Each lap was about 84kms, speed limits varied from 60 – 70kph to 100kph. Traffic lights and roundabouts were abundant in the first third. The Tuggeranong Parkway and slower zone though Flynn in the middle third followed by roadworks and mad traffic on Northbourne Ave then the open 100kph (mostly) riding on the Majura Parkway finished the loop off.
With the sun up and traffic building some other riders decided to ride anti-clockwise to avoid the traffic and right turns. It wasn’t on my plan, the route had started to sink in and I didn’t want to waste mental effort learning another set of landmarks. It was good that I did make that call because I started lap 6 by myself with only the blue line I’d been etching on the Montana 680T to tell me if I got off track.
I also assumed that the people who were in charge of traffic in the ACT would work to make sure that traffic flow towards the city on a Saturday morning went smoothly. I felt I only needed to catch a green early or lane filter to the front at the first red (legal in the ACT) and by riding close to the speed limit I wouldn’t be unnecessarily delayed. Whether or not the assumption was correct it seemed to work out just fine with a minimum of holdups and an easy pace in that section during the A.M.
I rode laps 6-9 by myself, not really seeing any of the other riders.
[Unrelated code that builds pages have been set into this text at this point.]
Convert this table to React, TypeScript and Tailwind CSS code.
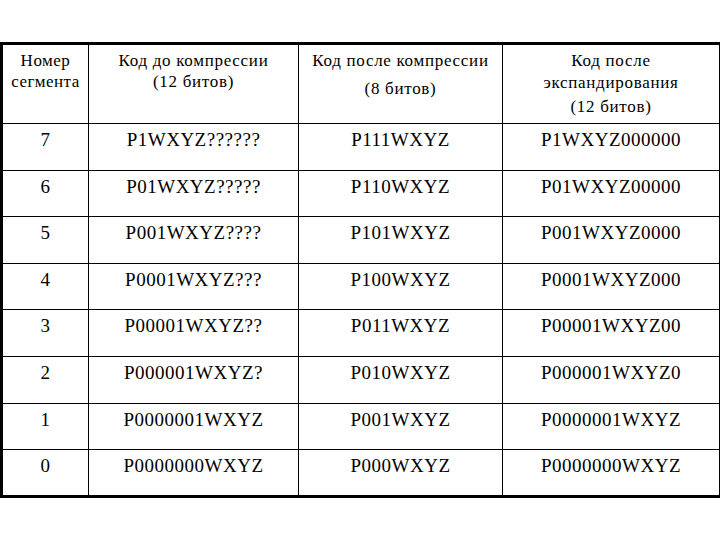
import React from "react";

const rows = [
  ["7", "P1WXYZ??????", "P111WXYZ", "P1WXYZ000000"],
  ["6", "P01WXYZ?????", "P110WXYZ", "P01WXYZ00000"],
  ["5", "P001WXYZ????", "P101WXYZ", "P001WXYZ0000"],
  ["4", "P0001WXYZ???", "P100WXYZ", "P0001WXYZ000"],
  ["3", "P00001WXYZ??", "P011WXYZ", "P00001WXYZ00"],
  ["2", "P000001WXYZ?", "P010WXYZ", "P000001WXYZ0"],
  ["1", "P0000001WXYZ", "P001WXYZ", "P0000001WXYZ"],
  ["0", "P0000000WXYZ", "P000WXYZ", "P0000000WXYZ"],
];

export default function App() {
  return (
    <div className="w-[720px] h-[540px] bg-white text-black pt-[42px] font-['Liberation_Serif','Times_New_Roman',serif]">
      <table className="border-collapse border-[3px] border-black table-fixed w-[719px]">
        <colgroup>
          <col className="w-[87px]" />
          <col className="w-[210px]" />
          <col className="w-[204px]" />
          <col className="w-[218px]" />
        </colgroup>
        <thead>
          <tr className="h-[80px] align-top text-[17px] leading-[21px] tracking-[0.7px]">
            <th className="border border-black font-normal text-center pt-[5px] px-0 tracking-[0.5px]">
              <div>Номер</div>
              <div>сегмента</div>
            </th>
            <th className="border border-black font-normal text-center pt-[5px]">
              <div>Код до компрессии</div>
              <div>(12 битов)</div>
            </th>
            <th className="border border-black font-normal text-center pt-[5px]">
              <div>Код после компрессии</div>
              <div className="mt-[7px]">(8 битов)</div>
            </th>
            <th className="border border-black font-normal text-center pt-[5px]">
              <div>Код после</div>
              <div className="mt-[1px]">экспандирования</div>
              <div className="mt-[3px]">(12 битов)</div>
            </th>
          </tr>
        </thead>
        <tbody>
          {rows.map((r) => (
            <tr key={r[0]} className="h-[46.6px] align-top text-[19px] leading-[24px] tracking-[0.5px]">
              {r.map((c, i) => (
                <td key={i} className="border border-black text-center pt-[4px]">
                  {c}
                </td>
              ))}
            </tr>
          ))}
        </tbody>
      </table>
    </div>
  );
}
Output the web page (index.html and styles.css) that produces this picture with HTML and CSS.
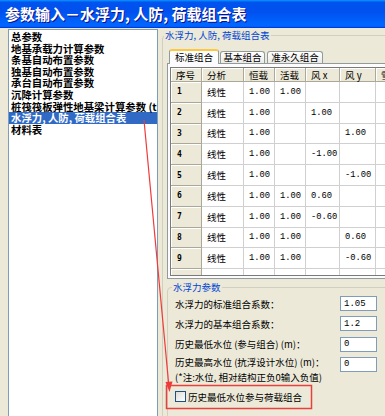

I focussed on minimising stopped time, maximising opportunities to lane filter when I had to, accelerating hard to the speed limit with a view to keeping my moving average as high as possible without coming under any notice or taking risks with a momentary lapse of concentration around the abundant fixed and moving cameras waiting to double demerit me. I’m protective of my points, that’s why I still have a full set of them.
However, ACT drivers – what a bunch of lunatics! It seems to me that there’s an unusually high sense of entitlement there and drivers just didn’t seem to like having their front position at the lights supplanted by a yellow bike. Given the place breathes on bureaucracy they have to know lane filtering is legal and safe but giving over and maintaining safety isn’t in the collective mindset. Everywhere else in the country you get a sense of who might and who might not be a dick about it. It’s usually white utes with big wheels or doof doofs in WRX’s. In the ACT it can be anything from a Chery sedan to a hellishly expensive Audi 7. Even perfectly coiffed, silver haired grannys in Camry’s will have a crack at you, but that might just be an over indulgence on hairspray hydrocarbons. In any case if you missed the green drop by half a second they’ll just stomp the pedal and drive right past you. It happened! Moving on…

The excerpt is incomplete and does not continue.